The government recently announced that the fishermen of Trincomalee were back to catching their prefighting hauls of fish, but neglected to mention that it continues to deny all but a handful of Tamil fishermen the right to put to sea (citing the security risk that they might ferry supplies to the Tigers) and has instead brought in Sinhalese fishermen from the south, to whom it affords much more freedom.

"All the land seized as a 'high security zone' in the 2006 fighting is still in the hands of the military, and you have tens of thousands of people stuck in resettlement camps where they aren't allowed to fish and don't have land to farm and have a miserable existence," said one United Nations employee who was not authorized to discuss the situation on the record.

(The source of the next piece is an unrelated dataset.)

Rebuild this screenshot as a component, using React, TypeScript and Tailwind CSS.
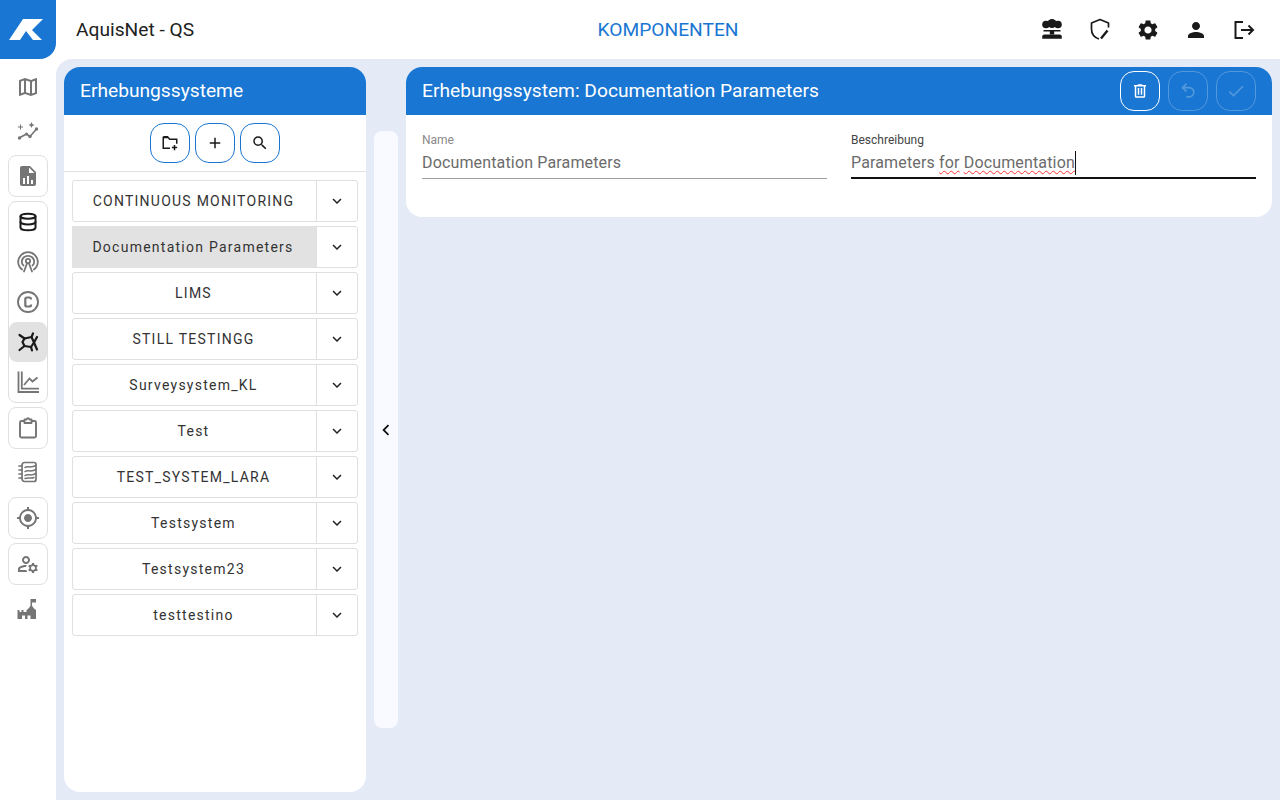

UN agencies, which are feeding civilians on both sides of the conflict and supporting a host of development projects across the country, as well as other aid agencies, are routinely denounced in the state-controlled Sri Lankan media as overt partisans and backers of the LTTE, a fact that both hinders their work and has the effect of blunting their criticism.

There is an additional layer of tension in the east because the LTTE is still present here, albeit underground - a situation that will be doubly true in the north. The rebels continue to pressure the Tamil population to provide funding and other support for the nationalist cause, and attempt to enforce vote boycotts and other obstacles to peaceful political participation.

In the anxious offices of the Human Rights Commission, investigators are regularly reminded by their government masters that official policy is: All is well in the east. And they despair. "How can people live like this?" a staff member asked. "How can people say this is peace?"